QUID DES 6 PROCHAINS MOIS ?
Vu d’ici : l’interdiction d’aller à l’eau persistera, les requins seront désormais péchés à l’arrachée en dehors de la Réserve. Les études seront gênées, les protocoles encadrés bloqués. La communauté concernée continuera d’être méprisée, celle qui vit des activités nautiques est déjà en train de couler. Tout cela renforcera les oppositions et situations de blocages.

Ce désastre est aussi le résultat de l’action d’associations écologistes qui ont négligé les rencontres avec leurs opposants. À force d’insultes ou de critiques violentes, elles ont créé un sentiment de rejet vis à vis du requin. Pourtant elles auraient pu peser vers solutions et consensus, et ne pas faire le jeu des réappropriations politiques.
Est-ce cela représenter l’écologie aujourd’hui ? Mépriser les usagers des milieux que nous devons préserver ? Je ne signe pas.
Rien n’est parfait d’avance. Des désaccords persistent, des ajustements et des tests sont à faire. Il faut justifier l’allocation de fonds. Mais on pouvait avancer, ensemble, pour éviter de nouveaux drames.

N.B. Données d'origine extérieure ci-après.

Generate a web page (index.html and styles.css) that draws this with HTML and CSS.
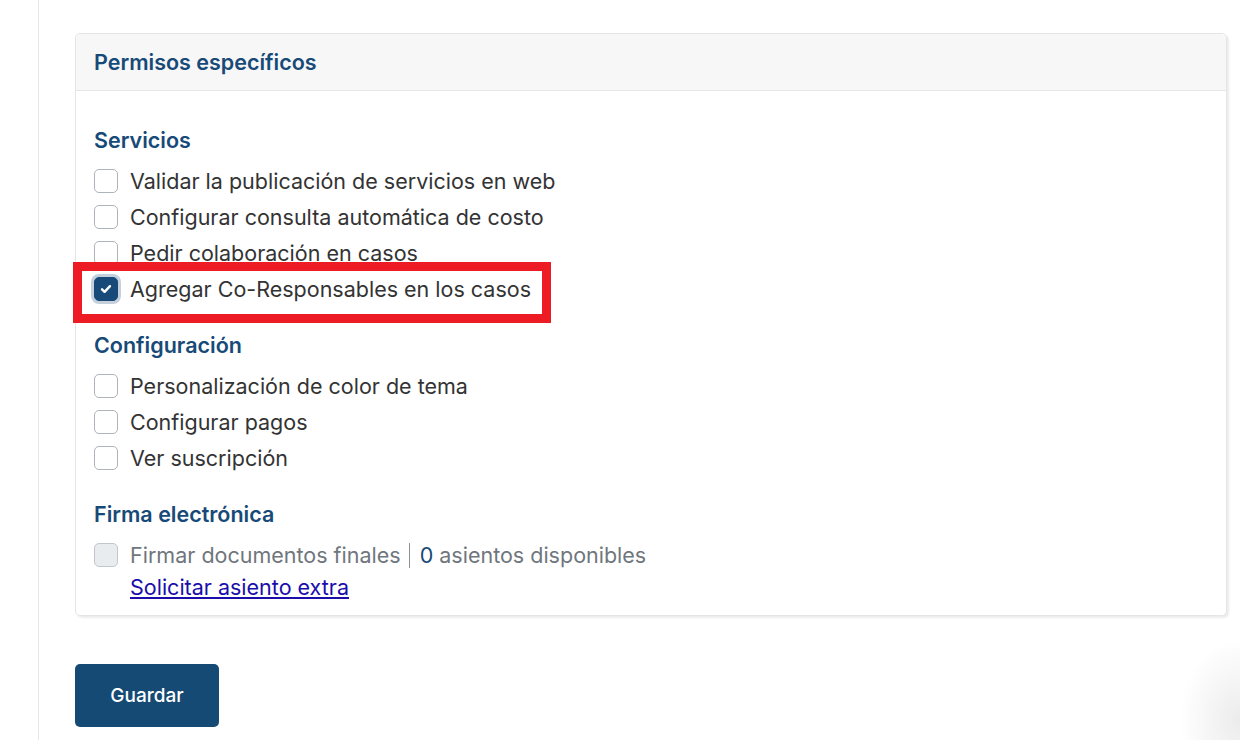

Ces associations peuvent décrire des choses de loin avec d’habiles discours, mais ne pourront les démontrer sans faire acte de présence terrain, auprès de leurs détracteurs. Espérons que ce signal d’alarme sera entendue par les « défenseurs des requins » et que la tendance saura s’inverser. On m’a demandé de nombreuses fois de partager ce qui ressortait de ma présence ici, quel était ma vision « terrain » : ce n’était pas chose facile, c’est désormais chose faite.

Finissons sur ce triste constat : il n’y avait pas de « massacres », il n’y avait pas de « connards » tel que cela a été présenté, mais demain il y en aura car les gens ont mal et car ils saturent. Tout est gâché pour encore plusieurs mois, pour les gens ET pour les requins.